**Prompt:** Check each line of the material below, and copy it if it holds the string "screenshot".
#####
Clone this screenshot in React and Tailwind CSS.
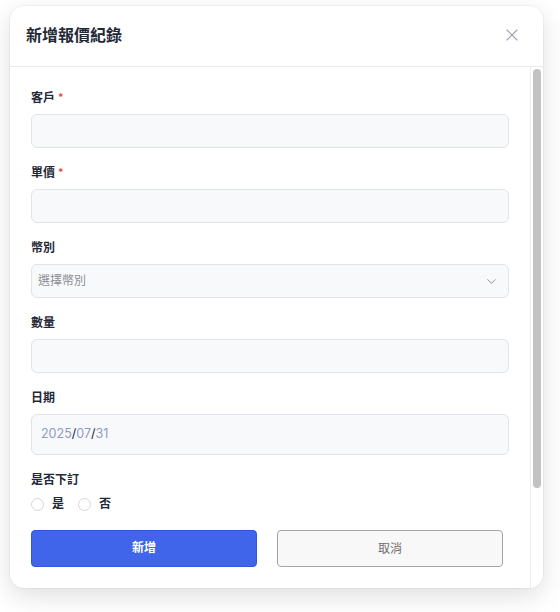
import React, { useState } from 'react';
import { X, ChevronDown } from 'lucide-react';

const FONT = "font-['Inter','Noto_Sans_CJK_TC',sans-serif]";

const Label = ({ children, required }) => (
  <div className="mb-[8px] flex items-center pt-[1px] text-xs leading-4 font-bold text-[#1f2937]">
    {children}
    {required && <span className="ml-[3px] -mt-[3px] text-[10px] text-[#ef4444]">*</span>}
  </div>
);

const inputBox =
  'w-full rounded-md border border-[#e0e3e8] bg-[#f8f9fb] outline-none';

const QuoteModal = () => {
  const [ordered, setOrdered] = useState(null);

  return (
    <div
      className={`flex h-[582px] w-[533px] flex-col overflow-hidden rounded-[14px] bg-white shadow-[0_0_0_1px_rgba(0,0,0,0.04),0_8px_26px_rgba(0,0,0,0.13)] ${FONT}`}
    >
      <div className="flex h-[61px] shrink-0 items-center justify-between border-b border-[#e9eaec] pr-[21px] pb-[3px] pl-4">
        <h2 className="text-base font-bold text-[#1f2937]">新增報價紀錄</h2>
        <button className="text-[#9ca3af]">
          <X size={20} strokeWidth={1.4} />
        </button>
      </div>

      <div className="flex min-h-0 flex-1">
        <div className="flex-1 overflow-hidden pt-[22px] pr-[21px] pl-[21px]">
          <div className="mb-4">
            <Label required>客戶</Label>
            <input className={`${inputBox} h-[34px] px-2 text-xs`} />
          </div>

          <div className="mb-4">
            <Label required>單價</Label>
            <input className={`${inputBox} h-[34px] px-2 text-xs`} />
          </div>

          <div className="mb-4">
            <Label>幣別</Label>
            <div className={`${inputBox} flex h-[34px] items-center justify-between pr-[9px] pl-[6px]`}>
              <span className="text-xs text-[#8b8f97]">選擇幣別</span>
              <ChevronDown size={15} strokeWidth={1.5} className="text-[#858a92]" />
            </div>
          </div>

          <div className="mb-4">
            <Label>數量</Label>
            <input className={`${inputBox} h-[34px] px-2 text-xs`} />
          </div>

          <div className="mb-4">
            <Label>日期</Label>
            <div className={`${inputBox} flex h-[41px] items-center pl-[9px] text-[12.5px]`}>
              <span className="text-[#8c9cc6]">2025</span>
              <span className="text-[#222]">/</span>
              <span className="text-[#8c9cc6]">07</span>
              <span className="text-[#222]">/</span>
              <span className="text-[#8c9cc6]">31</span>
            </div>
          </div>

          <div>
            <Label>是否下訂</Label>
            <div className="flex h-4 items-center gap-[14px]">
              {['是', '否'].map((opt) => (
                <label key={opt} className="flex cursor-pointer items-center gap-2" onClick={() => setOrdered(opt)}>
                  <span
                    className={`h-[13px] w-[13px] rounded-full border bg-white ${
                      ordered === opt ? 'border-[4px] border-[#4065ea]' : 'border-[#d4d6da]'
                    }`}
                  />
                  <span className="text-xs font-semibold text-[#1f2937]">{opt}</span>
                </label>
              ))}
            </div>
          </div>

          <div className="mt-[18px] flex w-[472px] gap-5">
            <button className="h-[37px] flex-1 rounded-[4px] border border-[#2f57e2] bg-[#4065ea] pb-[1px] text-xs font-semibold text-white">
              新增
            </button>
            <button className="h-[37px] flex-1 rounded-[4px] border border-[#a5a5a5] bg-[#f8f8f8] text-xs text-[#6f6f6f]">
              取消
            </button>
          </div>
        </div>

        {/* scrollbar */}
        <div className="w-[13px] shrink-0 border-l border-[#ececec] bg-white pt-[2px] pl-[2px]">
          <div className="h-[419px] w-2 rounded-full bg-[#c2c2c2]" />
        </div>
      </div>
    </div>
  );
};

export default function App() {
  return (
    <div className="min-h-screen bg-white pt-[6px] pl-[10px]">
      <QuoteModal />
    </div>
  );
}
#####
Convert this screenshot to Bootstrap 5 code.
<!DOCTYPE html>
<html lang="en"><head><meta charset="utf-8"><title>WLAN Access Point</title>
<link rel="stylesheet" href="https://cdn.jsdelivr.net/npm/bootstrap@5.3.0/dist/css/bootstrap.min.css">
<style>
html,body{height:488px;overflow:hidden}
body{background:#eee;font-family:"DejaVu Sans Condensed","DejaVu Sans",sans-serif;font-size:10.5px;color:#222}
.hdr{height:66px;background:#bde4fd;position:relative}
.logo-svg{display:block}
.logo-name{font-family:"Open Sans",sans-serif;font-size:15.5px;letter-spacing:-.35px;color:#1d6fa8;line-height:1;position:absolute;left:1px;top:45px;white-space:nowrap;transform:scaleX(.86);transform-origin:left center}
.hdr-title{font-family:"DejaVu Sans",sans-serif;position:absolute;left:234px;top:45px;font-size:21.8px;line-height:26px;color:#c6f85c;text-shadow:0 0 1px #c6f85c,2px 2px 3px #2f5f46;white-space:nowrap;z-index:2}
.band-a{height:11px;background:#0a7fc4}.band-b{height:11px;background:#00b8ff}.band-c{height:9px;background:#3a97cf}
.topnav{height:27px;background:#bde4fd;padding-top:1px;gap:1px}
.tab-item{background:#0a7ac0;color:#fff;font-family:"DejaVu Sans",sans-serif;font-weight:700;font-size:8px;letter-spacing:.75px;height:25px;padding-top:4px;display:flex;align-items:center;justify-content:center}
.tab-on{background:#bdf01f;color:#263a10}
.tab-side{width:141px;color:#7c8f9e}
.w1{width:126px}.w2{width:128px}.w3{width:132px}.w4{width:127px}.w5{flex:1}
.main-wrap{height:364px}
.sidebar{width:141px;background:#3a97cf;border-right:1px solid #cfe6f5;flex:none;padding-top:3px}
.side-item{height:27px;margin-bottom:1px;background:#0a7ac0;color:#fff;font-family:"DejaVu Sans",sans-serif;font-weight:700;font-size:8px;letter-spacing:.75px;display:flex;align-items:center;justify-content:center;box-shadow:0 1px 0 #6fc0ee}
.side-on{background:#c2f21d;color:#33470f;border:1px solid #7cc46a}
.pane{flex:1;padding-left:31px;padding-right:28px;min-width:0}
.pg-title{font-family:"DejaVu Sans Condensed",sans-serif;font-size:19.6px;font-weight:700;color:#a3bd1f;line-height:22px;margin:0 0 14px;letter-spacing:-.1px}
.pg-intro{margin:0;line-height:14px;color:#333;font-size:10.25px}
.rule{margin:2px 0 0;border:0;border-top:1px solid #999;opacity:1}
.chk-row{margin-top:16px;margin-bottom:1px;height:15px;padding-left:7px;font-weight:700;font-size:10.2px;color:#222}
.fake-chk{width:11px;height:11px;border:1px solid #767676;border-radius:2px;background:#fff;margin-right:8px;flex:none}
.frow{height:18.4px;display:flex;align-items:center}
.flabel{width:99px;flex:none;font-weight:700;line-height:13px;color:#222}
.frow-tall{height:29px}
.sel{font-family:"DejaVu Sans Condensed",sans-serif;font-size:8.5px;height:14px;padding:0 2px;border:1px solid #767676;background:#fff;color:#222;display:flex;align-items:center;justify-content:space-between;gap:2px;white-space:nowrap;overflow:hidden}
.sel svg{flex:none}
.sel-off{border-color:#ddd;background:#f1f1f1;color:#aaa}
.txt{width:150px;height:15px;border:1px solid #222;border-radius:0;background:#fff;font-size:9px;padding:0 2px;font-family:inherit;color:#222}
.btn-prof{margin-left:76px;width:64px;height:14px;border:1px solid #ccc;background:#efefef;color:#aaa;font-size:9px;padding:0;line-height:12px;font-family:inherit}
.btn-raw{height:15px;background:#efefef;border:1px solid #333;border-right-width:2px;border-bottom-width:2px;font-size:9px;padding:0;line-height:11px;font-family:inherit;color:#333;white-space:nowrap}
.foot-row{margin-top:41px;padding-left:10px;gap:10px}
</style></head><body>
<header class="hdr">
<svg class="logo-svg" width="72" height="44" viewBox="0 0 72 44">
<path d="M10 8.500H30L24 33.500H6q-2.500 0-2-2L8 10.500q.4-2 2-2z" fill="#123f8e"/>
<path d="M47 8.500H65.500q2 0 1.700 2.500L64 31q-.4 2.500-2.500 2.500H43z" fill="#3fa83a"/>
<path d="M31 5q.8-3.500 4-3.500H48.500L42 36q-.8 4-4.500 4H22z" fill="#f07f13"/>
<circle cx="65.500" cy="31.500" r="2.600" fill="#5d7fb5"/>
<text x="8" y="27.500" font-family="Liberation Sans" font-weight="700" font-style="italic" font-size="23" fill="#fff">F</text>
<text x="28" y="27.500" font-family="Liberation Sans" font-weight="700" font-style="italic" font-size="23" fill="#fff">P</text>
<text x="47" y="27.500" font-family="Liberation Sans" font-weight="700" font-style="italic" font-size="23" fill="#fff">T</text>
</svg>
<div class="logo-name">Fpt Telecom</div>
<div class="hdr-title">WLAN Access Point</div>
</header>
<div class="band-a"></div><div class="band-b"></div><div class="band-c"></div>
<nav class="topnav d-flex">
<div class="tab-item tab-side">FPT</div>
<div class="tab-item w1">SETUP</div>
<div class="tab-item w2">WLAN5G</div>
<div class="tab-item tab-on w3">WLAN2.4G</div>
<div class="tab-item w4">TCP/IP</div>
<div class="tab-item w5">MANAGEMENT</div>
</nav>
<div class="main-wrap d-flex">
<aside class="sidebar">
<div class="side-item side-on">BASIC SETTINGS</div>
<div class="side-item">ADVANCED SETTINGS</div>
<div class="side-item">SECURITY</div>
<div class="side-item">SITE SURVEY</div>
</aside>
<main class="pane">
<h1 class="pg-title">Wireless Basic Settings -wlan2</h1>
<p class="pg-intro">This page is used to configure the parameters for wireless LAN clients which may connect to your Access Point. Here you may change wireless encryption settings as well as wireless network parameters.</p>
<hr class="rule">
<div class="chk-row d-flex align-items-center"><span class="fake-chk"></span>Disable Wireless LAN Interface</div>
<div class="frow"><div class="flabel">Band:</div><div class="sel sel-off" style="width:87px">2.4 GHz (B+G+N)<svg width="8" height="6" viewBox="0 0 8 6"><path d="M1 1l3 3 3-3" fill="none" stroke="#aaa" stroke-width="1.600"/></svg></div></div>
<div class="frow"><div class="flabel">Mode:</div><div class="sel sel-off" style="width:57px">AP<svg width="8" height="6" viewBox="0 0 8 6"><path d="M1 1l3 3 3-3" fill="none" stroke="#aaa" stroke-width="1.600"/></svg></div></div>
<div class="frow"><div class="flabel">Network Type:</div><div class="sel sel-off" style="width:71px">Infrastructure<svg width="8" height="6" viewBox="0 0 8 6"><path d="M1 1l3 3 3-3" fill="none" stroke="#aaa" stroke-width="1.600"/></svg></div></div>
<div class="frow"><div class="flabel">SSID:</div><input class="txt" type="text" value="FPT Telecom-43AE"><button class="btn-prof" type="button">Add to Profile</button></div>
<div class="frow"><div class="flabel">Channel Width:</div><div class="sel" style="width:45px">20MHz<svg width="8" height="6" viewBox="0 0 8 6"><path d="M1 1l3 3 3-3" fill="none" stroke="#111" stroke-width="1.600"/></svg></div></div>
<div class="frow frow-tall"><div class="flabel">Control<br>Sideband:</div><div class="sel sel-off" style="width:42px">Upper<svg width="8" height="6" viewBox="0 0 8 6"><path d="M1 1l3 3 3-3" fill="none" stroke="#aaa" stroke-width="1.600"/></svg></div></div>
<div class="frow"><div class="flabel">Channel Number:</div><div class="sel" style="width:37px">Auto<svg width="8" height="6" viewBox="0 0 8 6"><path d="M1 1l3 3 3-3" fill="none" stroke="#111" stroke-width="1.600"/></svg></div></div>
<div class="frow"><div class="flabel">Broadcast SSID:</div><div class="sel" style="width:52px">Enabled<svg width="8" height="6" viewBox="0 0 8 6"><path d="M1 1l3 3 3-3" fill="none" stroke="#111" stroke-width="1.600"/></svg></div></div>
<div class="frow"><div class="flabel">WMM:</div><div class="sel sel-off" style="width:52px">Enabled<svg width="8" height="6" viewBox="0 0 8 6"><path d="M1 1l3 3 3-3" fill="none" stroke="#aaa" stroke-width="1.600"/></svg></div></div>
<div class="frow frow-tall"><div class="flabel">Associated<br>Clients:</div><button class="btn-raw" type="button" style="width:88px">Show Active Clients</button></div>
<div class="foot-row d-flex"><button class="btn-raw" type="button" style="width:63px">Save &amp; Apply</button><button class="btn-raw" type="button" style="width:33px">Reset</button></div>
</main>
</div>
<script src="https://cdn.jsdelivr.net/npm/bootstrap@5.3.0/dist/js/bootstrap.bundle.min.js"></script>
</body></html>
#####
**Exercise result:**
Clone this screenshot in React and Tailwind CSS.
Convert this screenshot to Bootstrap 5 code.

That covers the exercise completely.